In the end, you may have been spared greater indignity. Because with a lucky bounce the Bruins would have taken us to the brink again and there they would have lost, again! They didn’t have to against the Rangers, who didn’t begin to challenge them physically, but these Kings can play the Bruins bruising style, if needs require. And they can do it better.

Two full months of intense Stanley Cup hockey observations verify the conventional wisdom of the alleged experts who, for a change, have it right. The difference between the NHL’s Western and Eastern Conferences is huge. At least four western teams – Kings, Hawks, Ducks, & Blues – would have been favored in a showdown with the east’s regular-season top dog, your Bruins, and two others, the Sharks & Rockies, would have been deemed roughly equals. That’s not to say the Bruins couldn’t have beaten the likes of the Ducks, Blues, or Sharks, only that if they hadn’t it would hardly have been an upset. More to the point, it puts the Bruins much-touted President’s Cup achievements in sharper perspective.

For the record, it has been proven again that the President’s Cup ain’t worth a pitcher of warm spit, as FDR’s first Veep, John Nance Garner, might have said. Better off are the teams that save it for the prom. Like the Kings!

Otherwise, these playoffs attested again to the powerful sway of parity in the NHL.  In the end, the margin of difference is decisive, but it’s also thin. The Kings were clearly the better team in the Finals, yet with a scant twist or two we could be hanging at the moment on the promise of an epic Game Seven.

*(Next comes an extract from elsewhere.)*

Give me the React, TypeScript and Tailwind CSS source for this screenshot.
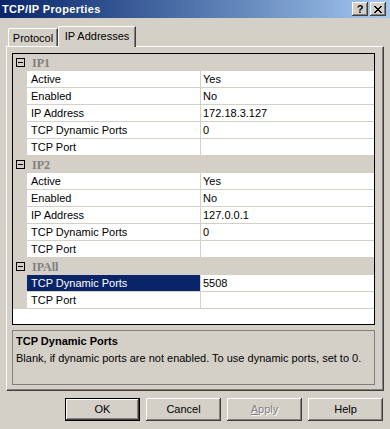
import React from "react";

type Item = { label: string; value: string; selected?: boolean };
type Group = { name: string; items: Item[] };

const groups: Group[] = [
  {
    name: "IP1",
    items: [
      { label: "Active", value: "Yes" },
      { label: "Enabled", value: "No" },
      { label: "IP Address", value: "172.18.3.127" },
      { label: "TCP Dynamic Ports", value: "0" },
      { label: "TCP Port", value: "" },
    ],
  },
  {
    name: "IP2",
    items: [
      { label: "Active", value: "Yes" },
      { label: "Enabled", value: "No" },
      { label: "IP Address", value: "127.0.0.1" },
      { label: "TCP Dynamic Ports", value: "0" },
      { label: "TCP Port", value: "" },
    ],
  },
  {
    name: "IPAll",
    items: [
      { label: "TCP Dynamic Ports", value: "5508", selected: true },
      { label: "TCP Port", value: "" },
    ],
  },
];

function Btn({ children, def, disabled }: { children: React.ReactNode; def?: boolean; disabled?: boolean }) {
  return (
    <div
      className={
        "w-[75px] h-[23px] flex items-center justify-center bg-[#d4d0c8] " +
        (def
          ? "border border-black shadow-[inset_-1px_-1px_0_#404040,inset_1px_1px_0_#ffffff,inset_-2px_-2px_0_#808080]"
          : "shadow-[inset_-1px_-1px_0_#404040,inset_1px_1px_0_#ffffff,inset_-2px_-2px_0_#808080]") +
        (disabled ? " text-[#808080] [text-shadow:1px_1px_0_#ffffff]" : " text-black")
      }
    >
      {children}
    </div>
  );
}

export default function App() {
  return (
    <div className="w-[390px] h-[429px] bg-[#d4d0c8] text-[11px] leading-none text-black overflow-hidden font-['Liberation_Sans',Arial,sans-serif] flex flex-col">
      {/* Title bar */}
      <div className="h-[18px] shrink-0 flex items-center bg-linear-to-r from-[#0a246a] to-[#a6caf0]">
        <span className="pl-[2px] text-white font-bold text-[11px] tracking-[0.35px]">TCP/IP Properties</span>
        <div className="ml-auto mr-[4px] flex gap-[2px]">
          <div className="w-[16px] h-[14px] bg-[#d4d0c8] flex items-center justify-center font-bold text-[11px] text-black shadow-[inset_-1px_-1px_0_#404040,inset_1px_1px_0_#ffffff,inset_-2px_-2px_0_#808080]">
            ?
          </div>
          <div className="w-[16px] h-[14px] bg-[#d4d0c8] flex items-center justify-center shadow-[inset_-1px_-1px_0_#404040,inset_1px_1px_0_#ffffff,inset_-2px_-2px_0_#808080]">
            <svg width="8" height="7" viewBox="0 0 8 7" shapeRendering="crispEdges">
              <path d="M0 0h2v1H0zM6 0h2v1H6zM1 1h2v1H1zM5 1h2v1H5zM2 2h4v1H2zM3 3h2v1H3zM2 4h4v1H2zM1 5h2v1H1zM5 5h2v1H5zM0 6h2v1H0zM6 6h2v1H6z" fill="#000" />
            </svg>
          </div>
        </div>
      </div>

      {/* Tabs */}
      <div className="h-[28px] shrink-0 flex items-end pl-[8px]">
        <div className="w-[50px] h-[18px] border-l border-t border-white rounded-tl-[2px] shadow-[inset_-1px_0_0_#808080] border-r border-r-[#404040] flex items-center justify-center pt-[2px]">
          Protocol
        </div>
        <div className="relative z-10 -mb-px w-[78px] h-[21px] bg-[#d4d0c8] border-l border-t border-white rounded-tl-[2px] border-r border-r-[#404040] shadow-[inset_-1px_0_0_#808080] flex items-center justify-center pb-[2px]">
          IP Addresses
        </div>
      </div>

      {/* Panel */}
      <div className="ml-[6px] w-[378px] h-[345px] shrink-0 border border-t-white border-l-white border-r-[#404040] border-b-[#404040] shadow-[inset_-1px_-1px_0_#808080] pl-[5px] pt-[6px] flex flex-col">
        {/* Property grid */}
        <div className="w-[363px] h-[272px] border border-black bg-white flex flex-col">
          {groups.map((g) => (
            <React.Fragment key={g.name}>
              <div className="h-[17px] shrink-0 bg-[#d4d0c8] flex items-center">
                <div className="ml-[3px] w-[9px] h-[9px] border border-black flex items-center justify-center">
                  <div className="w-[5px] h-px bg-black" />
                </div>
                <span className="ml-[7px] font-bold text-[#808080] text-[12px] font-['Liberation_Serif',serif]">{g.name}</span>
              </div>
              {g.items.map((it, i) => (
                <div key={i} className="h-[17px] shrink-0 flex">
                  <div className="w-[14px] bg-[#d4d0c8]" />
                  <div
                    className={
                      "w-[174px] border-r border-b border-[#d4d0c8] flex items-center pl-[4px] " +
                      (it.selected ? "bg-[#0a246a] text-white" : "")
                    }
                  >
                    {it.label}
                  </div>
                  <div className="flex-1 border-b border-[#d4d0c8] flex items-center pl-[2px]">{it.value}</div>
                </div>
              ))}
            </React.Fragment>
          ))}
          <div className="flex-1 bg-white" />
        </div>

        {/* Description */}
        <div className="mt-[5px] w-[363px] h-[55px] border border-[#808080] pl-[3px] pt-[5px] flex flex-col">
          <div className="font-bold text-[11px]">TCP Dynamic Ports</div>
          <div className="mt-[6px]">Blank, if dynamic ports are not enabled. To use dynamic ports, set to 0.</div>
        </div>
      </div>

      {/* Buttons */}
      <div className="mt-[7px] flex justify-end gap-[6px] pr-[7px]">
        <Btn def>OK</Btn>
        <Btn>Cancel</Btn>
        <Btn disabled>
          <span>
            <span className="underline">A</span>pply
          </span>
        </Btn>
        <Btn>Help</Btn>
      </div>
    </div>
  );
}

You can’t win three games in the Finals in overtime, as the Kings did, and not have benefited substantially from the stray, lucky bounce. Moreover, save for two highly questionable penalty calls – the indefensible goalie-interference non-call that cost New York Game Two and the almost as bad tripping call that likely cost them Game Five – the Rangers, however out-gunned,  might actually have won the bloody thing. For what it’s worth, too many on-ice officials did not have a good Stanley Cup.

But the League and the Game sure did. Upwards to a dozen teams legitimately contended. Near every series was madly competitive. Hammerings were few, overtimes plentiful, no more than a razor’s edge of difference between winners and losers. Quirky bounces of the puck, minuscule lapses in judgment, pucks that clanged off the pipes in the middle of the night were monumental factors. Yet none of it altered the inevitability of the team most deserving prevailing. There was nothing cheap about the result, no grounds for complaint. This is parity at its very best. One year after the dumb labor dispute that almost destroyed the league, it was also the NHL at its very best.

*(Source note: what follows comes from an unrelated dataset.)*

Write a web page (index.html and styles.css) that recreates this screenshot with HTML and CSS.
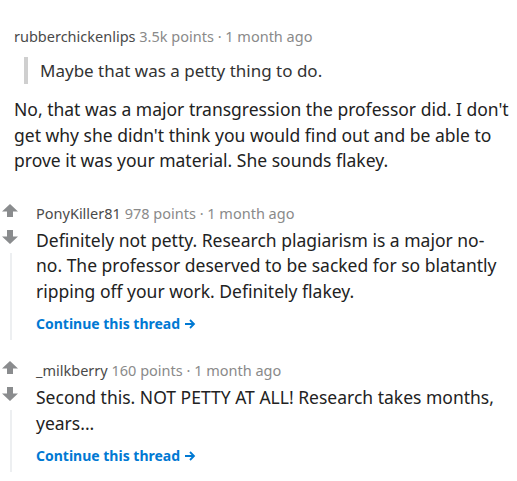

There remain memorable the recriminations taking place hereabouts when Montreal eliminated Boston in Round Two. The Bruins got crucified for having failed us. Some of the nastiest criticism came from pundits who may see three or four games a year and might have difficulty distinguishing offside from icing, yet felt confident in concluding it was a lack of moral character that brought the Bruins down. The Canadiens, they felt, had more of it. How very stupid!  

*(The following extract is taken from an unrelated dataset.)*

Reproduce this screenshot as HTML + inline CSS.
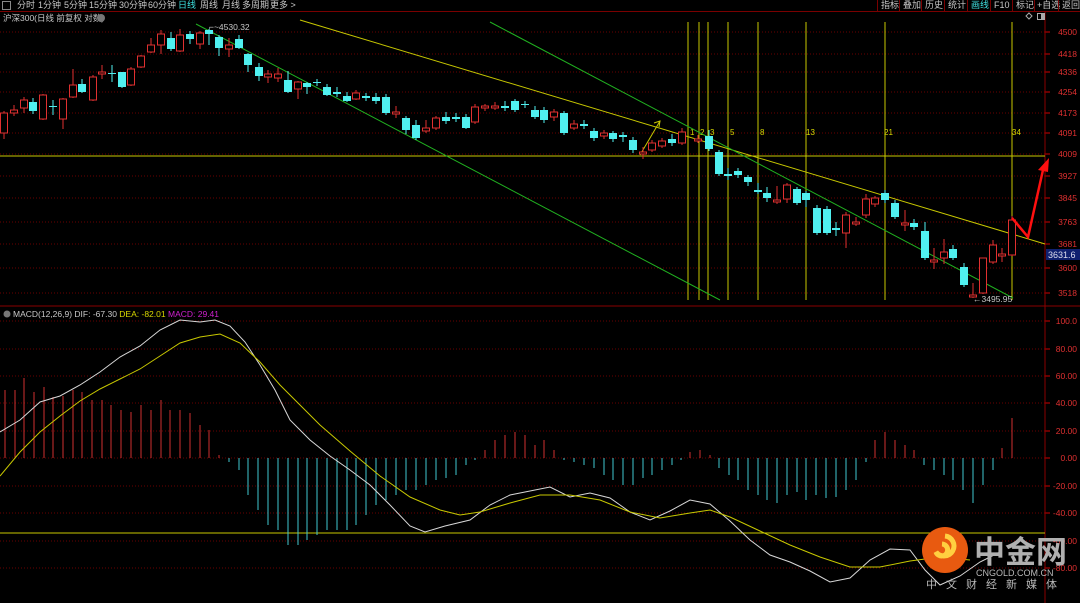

It’s a matter that begs for revised perspective. As it turned out, the Bruins lasted longer than the Blues and Sharks and as long as the Penguins and Ducks while the Hawks and Habs lasted only one round longer. That’s seven teams that had legitimate Stanley Cup aspirations but fell short. All of them, one surmises, can reasonably argue a lack of character had rather less to do with it than a penchant for ringing pucks off the post.

Henrik Lundqvist, the losing Rangers’ elegant Swedish goalie who would have been my choice for MVP, put it best, saying, “In the end, so much of it is out of your control.” In this magnificent crapshoot that is recklessly waged the length and breadth of North America every spring for an old silver bauble you might rather be lucky than good.  Every single time!

They’ll be back soon enough. Pre-season exhibitions are less than three months off. The seasons collide!

In the meantime it’s widely held the Bruins will do little this off season, perhaps only tinker around the edges while getting everyone healthy. The strength they exhibited most of the past season ought not be ignored. But, then, neither should the fact they ultimately faltered.

More than ever, the NHL features two very different seasons, played back to back with nary a pause, yet featuring quite different demands. Is this a team built to withstand the long grind but lacking that extra, higher gear that must be reached when the melodrama inevitably elevates come the playoffs? If so, how do you resolve that dilemma?

It’s a team that in its essential makeup has been together a half dozen seasons. That’s a generation, in sports.  One senses the new boys in charge may be getting antsy. A big move, one even larger than last summer’s blockbuster Seguin for Eriksson and Reilly caper, would not surprise me. They will listen.

Meanwhile, the Kings revel amidst talk of “dynasty.” It’s just talk. We heard the same song and dance about the Blackhawks a year ago and before that there were the Penguins and Red Wings, who at least came close. With its iron grip, parity doesn’t allow for dynasties anymore.

Even greater as a measure of change in the NHL, it seems to me, is the fact there have now been three Stanley Cup champs from Southern California in the last decade, and none from Quebec, Ontario, or any other Canadian province in more than two decades.

What do you think Eddie Shore would have to say about that?